To finalize a presidential election, Congress meets in a joint session to certify states’ Electoral College votes, a largely ceremonial — but necessary — step. On January 6, 2021, as Congress met for this purpose, a group of protestors supporting then-President Trump arrived at the Capitol following a rally outside the White House. The protest devolved into a contentious break-in, resulting in damages and the death of Ashli Babbitt. In June 2021, the House of Representatives established a special panel to investigate these events in a largely party-line vote, with only two Republicans supporting the resolution — Reps. Liz Cheney (R-WY) and Adam Kinzinger (R-IL). Now, Cheney and Kinzinger are the only two Republicans that sit on the nine-member committee. Many on the Right have criticized the panel for this makeup, claiming it is engaged in a partisan smear campaign against Trump. Democrats argue the committee is necessary to create a full public account of January 6 and reveal potentially illegal conduct, especially by administration officials.
On Wednesday, the Democrat-led committee claimed it has evidence that Trump and his associates engaged in a “criminal conspiracy” to prevent Congress from certifying his loss in the 2020 election. This claim is the panel’s most direct allegation so far that Trump might have engaged in illegal conduct. They outline three specific laws they feel Trump and his allies may have violated:
- Obstruction of an Official Proceeding — Avoiding, evading, preventing, or obstructing any civil investigative demand made under the Antitrust Civil Process Act. In this case, the committee argues Trump and his associates actively worked to interfere with Congress’ certification of the 2020 election.
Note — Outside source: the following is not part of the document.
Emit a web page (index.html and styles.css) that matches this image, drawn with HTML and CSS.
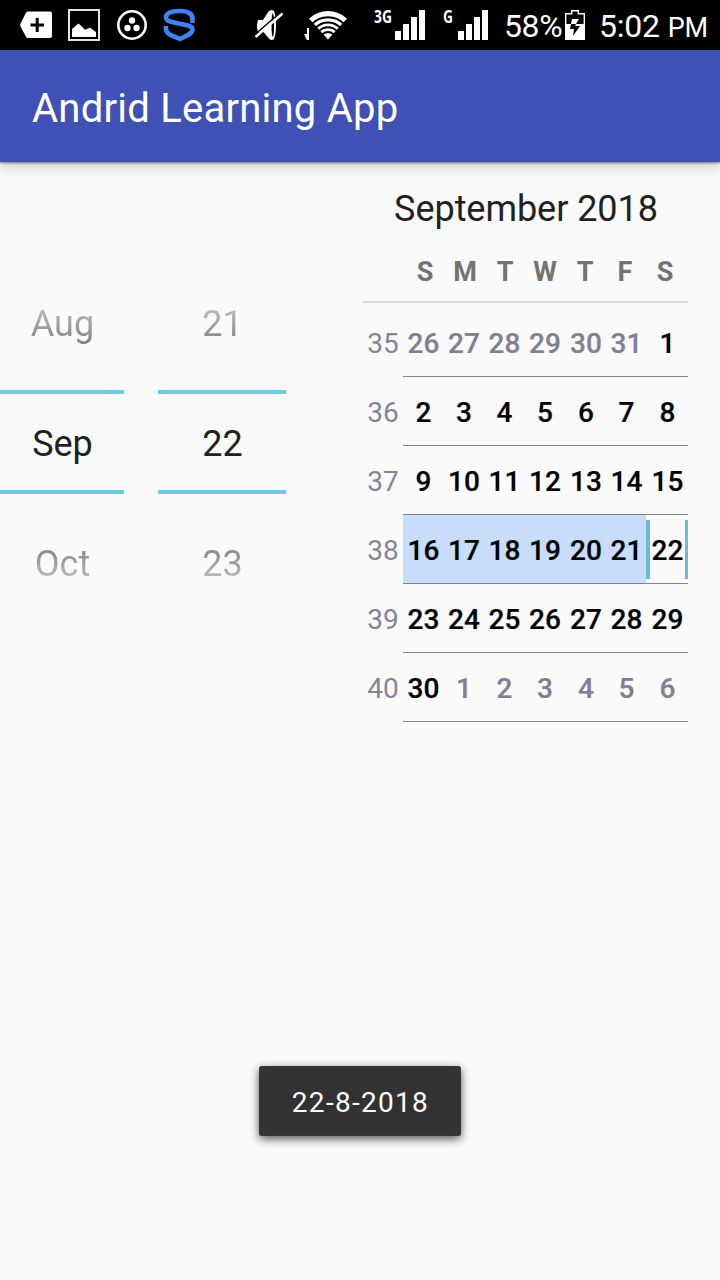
FILE: index.html
```html
<!DOCTYPE html>
<html lang="en">
<head>
<meta charset="utf-8">
<title>Andrid Learning App</title>
<link rel="stylesheet" href="styles.css">
</head>
<body>
<header class="status">
  <div class="notifications">
    <svg width="34" height="50" viewBox="0 0 34 50"><path fill="#fff" d="M8 11.500h22q2 0 2 2v22.500q0 2-2 2H8q-1.300 0-2-1.300L.5 26.500q-.7-1.500 0-3L6 12.800q.7-1.300 2-1.300z"/><path stroke="#000" stroke-width="3" d="M10.500 25H24M17.200 18v14"/></svg>
    <svg width="32" height="50" viewBox="0 0 32 50"><rect x="1" y="10" width="30" height="30" fill="none" stroke="#e4e4e4" stroke-width="2"/><path fill="#fff" d="M4 37v-8l6.500-5.500 6.500 6.300 5-2 6 4.200v5z"/></svg>
    <svg width="32" height="50" viewBox="0 0 32 50"><circle cx="16" cy="25" r="13.700" fill="none" stroke="#fff" stroke-width="2.600"/><g fill="#fff"><circle cx="16" cy="20.500" r="3.200"/><circle cx="11.500" cy="28" r="3.200"/><circle cx="20.500" cy="28" r="3.200"/></g></svg>
    <svg width="34" height="50" viewBox="0 0 34 50"><path fill="none" stroke="#3f83f2" stroke-width="4.600" d="M30.500 23V19C30.500 13 25 11 18 11 9 11 4 13 4 17.500 4 20.500 6 21 10 22L26 25.500Q31 27 30.500 30C30 34 25 35.500 18 39 10 35.500 4 34 4 29V26"/></svg>
  </div>
  <div class="system">
    <svg class="mute" width="30" height="50" viewBox="0 0 30 50"><path fill="#fff" d="M4 20h5l5.500-8.500Q17 9 19.500 10.500 22 14 22 25t-2.500 14.500q-3 1.300-5-1.500l-5-6H4q-2-6 0-12z"/><ellipse cx="18.800" cy="25" rx="1.300" ry="12" fill="#000"/><path d="M0 35.500L27 12" stroke="#000" stroke-width="1.500"/><path d="M1.500 37L28.500 13.500" stroke="#fff" stroke-width="2.500"/></svg>
    <svg class="wifi" width="44" height="50" viewBox="0 0 44 50"><path fill="#fff" d="M5 18.500A28 28 0 0 1 43 18.500L24 39.500z"/><g fill="none" stroke="#000" stroke-width="1.900"><circle cx="24" cy="39.500" r="22.300"/><circle cx="24" cy="39.500" r="17"/><circle cx="24" cy="39.500" r="12.200"/><circle cx="24" cy="39.500" r="7.500"/></g><path fill="#fff" d="M3 28h2v12H3l-3-6h3z"/></svg>
    <svg class="signal-3g" width="52" height="50" viewBox="0 0 52 50"><text x="1" y="23" class="network" textLength="18" lengthAdjust="spacingAndGlyphs">3G</text><path fill="#fff" d="M22 31h6v9h-6zM30 24h6v16h-6zM38 17h6v23h-6zM46 10h6v30h-6z"/></svg>
    <svg class="signal-g" width="46" height="50" viewBox="0 0 46 50"><text x="0" y="23" class="network" textLength="10" lengthAdjust="spacingAndGlyphs">G</text><path fill="#fff" d="M15 31h6v9h-6zM23 24h6v16h-6zM31 17h6v23h-6zM39 10h6v30h-6z"/></svg>
    <span class="percent">58%</span>
    <svg class="battery" width="20" height="50" viewBox="0 0 20 50"><path d="M.7 39.300V13.700h6v-3h6.600v3h6v25.600z" fill="#000" stroke="#fff" stroke-width="1.400"/><path fill="#fff" d="M1 24h18v15H1z"/><path fill="#fff" d="M7 19h7l-3 5H6z"/><path fill="#000" d="M6 24h5l-1 2h5L8 36l1-7H5z"/></svg>
    <span class="clock">5:02 <small>PM</small></span>
  </div>
</header>
<div class="appbar"><h1>Andrid Learning App</h1></div>
<main class="datepicker">
  <div class="spinners">
    <div class="spinner month"><span class="prev">Aug</span><span class="current">Sep</span><span class="next">Oct</span></div>
    <div class="spinner day"><span class="prev">21</span><span class="current">22</span><span class="next">23</span></div>
  </div>
  <section class="calendar">
    <h2>September 2018</h2>
    <div class="weekdays"><span>S</span><span>M</span><span>T</span><span>W</span><span>T</span><span>F</span><span>S</span></div>
    <div class="week"><i>35</i><b class="out">26</b><b class="out">27</b><b class="out">28</b><b class="out">29</b><b class="out">30</b><b class="out">31</b><b>1</b></div>
    <div class="week"><i>36</i><b>2</b><b>3</b><b>4</b><b>5</b><b>6</b><b>7</b><b>8</b></div>
    <div class="week"><i>37</i><b>9</b><b>10</b><b>11</b><b>12</b><b>13</b><b>14</b><b>15</b></div>
    <div class="week active"><i>38</i><b>16</b><b>17</b><b>18</b><b>19</b><b>20</b><b>21</b><b class="selected">22</b></div>
    <div class="week"><i>39</i><b>23</b><b>24</b><b>25</b><b>26</b><b>27</b><b>28</b><b>29</b></div>
    <div class="week"><i>40</i><b>30</b><b class="out">1</b><b class="out">2</b><b class="out">3</b><b class="out">4</b><b class="out">5</b><b class="out">6</b></div>
  </section>
</main>
<div class="toast"><span>22-8-2018</span></div>
</body>
</html>
```
FILE: styles.css
```css
* { box-sizing: border-box; }
body { margin: 0; width: 720px; height: 1280px; background: #fafafa; font-family: Roboto, sans-serif; color: #212121; overflow: hidden; }
svg { display: block; flex: none; }
.status { display: flex; justify-content: space-between; height: 50px; background: #000; color: #fff; padding: 0 12px 0 20px; }
.notifications { display: flex; gap: 14px; }
.notifications svg:nth-child(2) { margin-right: 2px; }
.system { display: flex; white-space: nowrap; line-height: 52px; }
.mute { margin-right: 20px; }
.wifi { margin-right: 25px; }
.signal-3g { margin-right: 18px; }
.signal-g { margin-right: 15px; }
.network { font: bold 17px "Open Sans", sans-serif; fill: #fff; }
.percent { font-size: 32px; width: 61px; letter-spacing: -0.4px; }
.clock { font-size: 32px; width: 108px; margin-left: 14px; letter-spacing: -0.2px; }
.clock small { font-size: 27px; }
.system { margin-right: 1px; }
.system .clock { width: 108px; }
.appbar { height: 112px; background: #3f51b5; padding-left: 32px; box-shadow: 0 1px 2px rgba(0,0,0,.45), 0 4px 12px rgba(0,0,0,.22); }
h1 { margin: 0; font-size: 40px; font-weight: 400; line-height: 117px; color: #fff; letter-spacing: .24px; }
.datepicker { display: flex; justify-content: space-between; padding-right: 32px; height: 904px; }
.spinners { display: flex; gap: 34px; padding-top: 102px; }
.spinner { display: grid; grid-template-rows: 126px 104px 126px; height: 356px; text-align: center; font-size: 36px; }
.spinner span { padding-left: 1px; line-height: 120px; }
.month { width: 124px; }
.day { width: 128px; }
.current { border: solid #6fc8e8; border-width: 4px 0; }
.spinner .current { line-height: 100px; }
.prev, .next { color: transparent; background-clip: text; -webkit-background-clip: text; }
.prev { background-image: linear-gradient(#fafafa 0, #c4c4c4 40px, #777 85px); }
.spinner .next { padding-top: 10px; background-image: linear-gradient(#777 45px, #c4c4c4 90px, #fafafa 126px); }
.calendar { width: 325px; padding-top: 22px; }
h2 { margin: 0; font-size: 36px; font-weight: 400; line-height: 50px; text-align: center; padding-left: 1px; letter-spacing: -.05px; }
.weekdays { display: grid; grid-template-columns: repeat(7, 40px); height: 69px; padding-left: 42px; line-height: 76px; border-bottom: 2px solid #ddd; margin-bottom: 5px; text-align: center; font-size: 27px; font-weight: 700; color: #737373; }
.week { display: grid; grid-template-columns: 40px 40px 41px 40px 41px 41px 40px 42px; height: 69px; line-height: 71px; font-size: 28px; text-align: center; background: linear-gradient(#827f93, #827f93) 40px 68px / 285px 1px no-repeat; }
.week i { font-style: normal; color: #86839a; }
.week b { font-weight: 500; color: #000; height: 68px; padding-left: 1px; -webkit-text-stroke: .2px; }
.week .out { color: #827f93; }
.active b { background: #c8dcfb; }
.active .selected { background: linear-gradient(#68bddf, #68bddf) left 5px / 4px 59px no-repeat, linear-gradient(#68bddf, #68bddf) right 5px / 3px 59px no-repeat; }
.toast { width: 202px; height: 70px; margin: 0 auto; border-radius: 3px; background: #323232; box-shadow: 0 3px 10px rgba(0,0,0,.65), inset 0 0 12px #3a3a3a; color: #fff; text-align: center; font-size: 28px; line-height: 73px; letter-spacing: 1.3px; padding-left: 1px; }
```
- Defrauding the United States — To cheat the Government out of property or money, or to interfere with or obstruct one of its lawful governmental functions (certification of the election) by deceit, craft, or trickery, or at least by means that are dishonest.
- D.C. Common Fraud Law — Engaging in a scheme or systematic course of conduct with intent to defraud or to obtain the property of another by means of a false or fraudulent pretense. Here, fraud references Trump’s claims that Democrats stole the 2020 election.
Trump has denied any legal responsibility for the events.
The committee made the statement in a filing to a federal district court as part of an ongoing lawsuit to secure documents from former law professor John Eastman, who allegedly laid out a plan to block Congress’ certification of the election. In a memo, Eastman outlined a six-step process for then-Vice President Pence to throw out the electoral votes in several swing states without congressional consent, calling him the “ultimate arbiter.” Ultimately, Pence rejected that legal theory, saying he did not hold “unilateral authority” to discard those votes. The panel subpoenaed documents from Eastman in November 2021, but he has resisted those efforts, claiming the materials are protected by attorney-client privilege. The committee’s Wednesday filing argues that Trump and Eastman voided that protection by discussing future illegal acts.
The committee has heard testimony from hundreds of people, including top officials from the Trump administration. However, the court filing is not an indictment and does not charge Trump with any crime. The panel is not conducting a criminal investigation, as lawmakers do not have the power to bring criminal charges against someone; they can only refer the matter to the U.S. Justice Department. While the Department is investigating the events of January 6, it has not revealed whether it is seeking charges against Trump or his allies.
As the January 6 committee works diligently to uncover the truth about the deadly riots, top players in the plot to overturn the election like John Eastman try to give the panel the slip by pleading the Fifth (nearly 150 times) and making broad claims of attorney-client privilege. He and other top Republican officials have repeatedly tried to undermine the House panel’s credibility, labeling it a “partisan scam.” The real partisan scam is Republicans’ attempts to cover up for Donald Trump and his cronies, who spread lies about widespread fraud, despite his own administration officials calling it “the most secure election in history.” Trump and his allies made countless attempts to overturn his loss, including their illegal campaign to interfere in the certification process. It is no surprise that this amounts to “criminal conspiracy,” and the Justice Department should charge all of these individuals to the fullest extent of the law.
In a completely unsurprising move, Democrats find Trump to be a very bad man. Just like the ridiculous impeachment charges, the findings of the January 6 committee are meaningless and will not stand. The committee’s partisan political persecution is a disgrace and should focus on the real players of January 6, like Ray Epps. As well, Eastman’s attorney said his client has a responsibility “to protect client confidences, even at great personal risk and expense. The Select Committee has discharged this responsibility by accusing him of criminal activity.” The select committee is trying to gather privileged materials in a gross violation of constitutional norms and basic legal principles.